The Obama administration is proposing more protection for streams and wetlands; the GOP, backed by coal, gas and oil interests, are trying to block new guidance for the EPA and the Corps of Engineers.

Streams and wetlands protection at issue in political battle

By Bob Berwyn

SUMMIT COUNTY — A long-running battle over Clean Water Act policies took another turn this week, as the U.S. House Appropriations Committee voted to block the Obama administration from implementing new policy guidance that would reinstate protections removed by the Bush administration.

The vote has implications for the Colorado high country, as the new guidelines would offer more protection for headwaters streams and wetlands that aren’t directly connected to navigable waterways.

Conservation groups said the oil and gas industry lobbied their GOP allies in Congress intensively to get the appropriations rider passed.

“They’ve never liked the Clean Water Act,” said Joan Mulhern, senior legislative counsel with Earthjustice, a conservation and watchdog group that’s been tracking the rule.

At issue are which waters are covered by the protections of the Clean Water Act, based on several court decisions in recent years and subsequent interpretations of those rulings by different administrations.

The Bush administration issued a policy that limited the ability of the U.S. Army Corps of Engineers and the EPA to review impacts in smaller streams and disconnected wetlands.

Mulhern said the Obama administration finally came through on its promise to revise those rules; the House vote was timed to block those agencies from adopting the new policy.

“It is more protective of headwaters streams and wetlands. It directs the EPA and Corps to consider the cumulative effects of pollution in headwaters areas,” Mulhern said. “Under the Bush administration, the guidance was to look at each little stream segment in isolation.” Read the complete draft guidance here.

Industry and GOP propaganda has tried to present the new guidance as something that would affect irrigation ditches, backyard ponds and even birdbaths in a typical scare tactic used to stir opposition to government regulations, but none of those claims are true. Read a fact sheet on the Clean Water Act guidance here.

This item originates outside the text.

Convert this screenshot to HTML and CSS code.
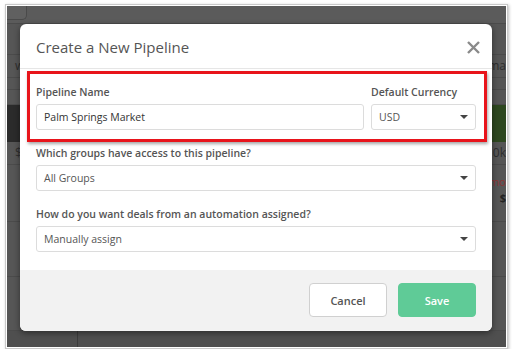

“Clean water is critical to healthy communities and public welfare,” Mulhern said. “Our waters are where our families swim, fish, and where we get our drinking water, and yet, polluters and their friends in Congress are trying to block the Army Corps of Engineers and the Environmental Protection Agency from protecting the nation’s streams, rivers, lakes, and wetlands from harmful pollution.”

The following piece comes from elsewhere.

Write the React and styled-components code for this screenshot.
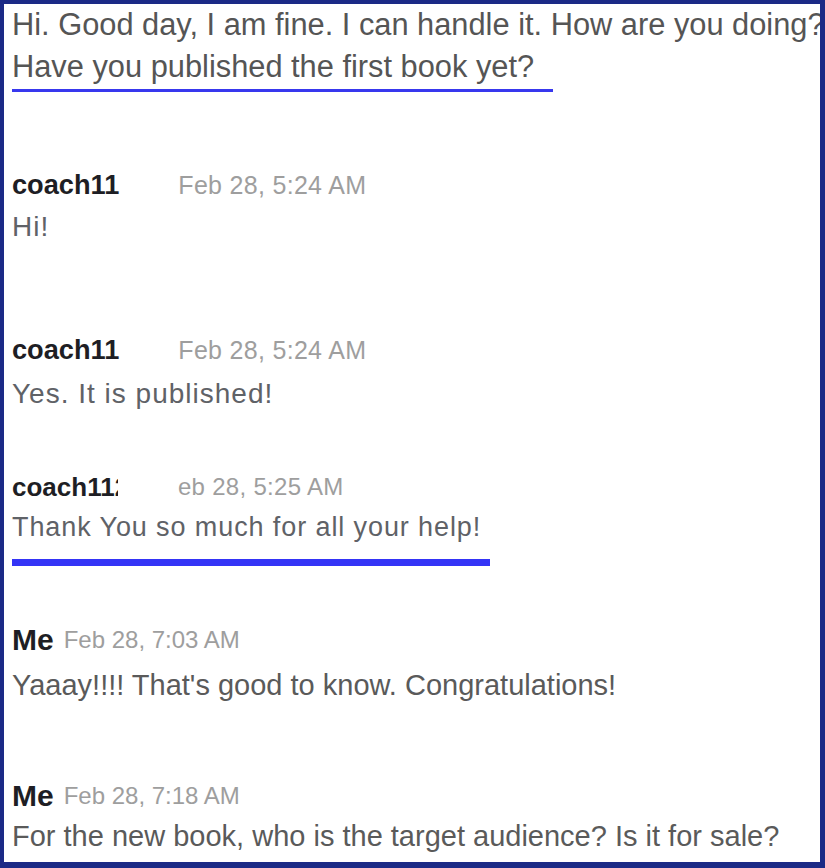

“The Committee members who voted for this amendment are siding with the oil industry, mining companies, developers, and others who would pollute our lakes, rivers, and drinking water sources,” said Ed Hopkins, Sierra Club’s Environmental Quality program director.

Opposition to the GOP move isn’t limited to conservation groups. Communities around the country realize that Bush-era rule puts their water at risk.

Most recently, the Los Angeles City Council symbolically voted to oppose federal legislation that would weaken Clean Water Act rules.

Los Angeles Councilmember Paul Koretz explained that, when it passed in 1972, the original vision of the Clean Water Act was to protect all of America’s waterways, and part of the intention was that by 1983 all of America’s waterways would be safe to fish and swim in, and by 1985 we would halt all industrial toxic dumping into waterways.

“As our once-annual snowpack in the Sierra Nevadas becomes less reliable – this winter is one of the driest on record – we all need to focus more on clean water protections.” Koretz said. “Clean drinking water is the most basic service our government can provide its constituents.”

Forty years later 57 percent of California’s streams and waterways are currently unprotected because of loopholes in the Clean Water Act.

Nationwide, waters now at risk under the Supreme Court decisions include streams that supply public drinking water systems serving more than 111 million Americans, a total of 5,646 public water supply systems.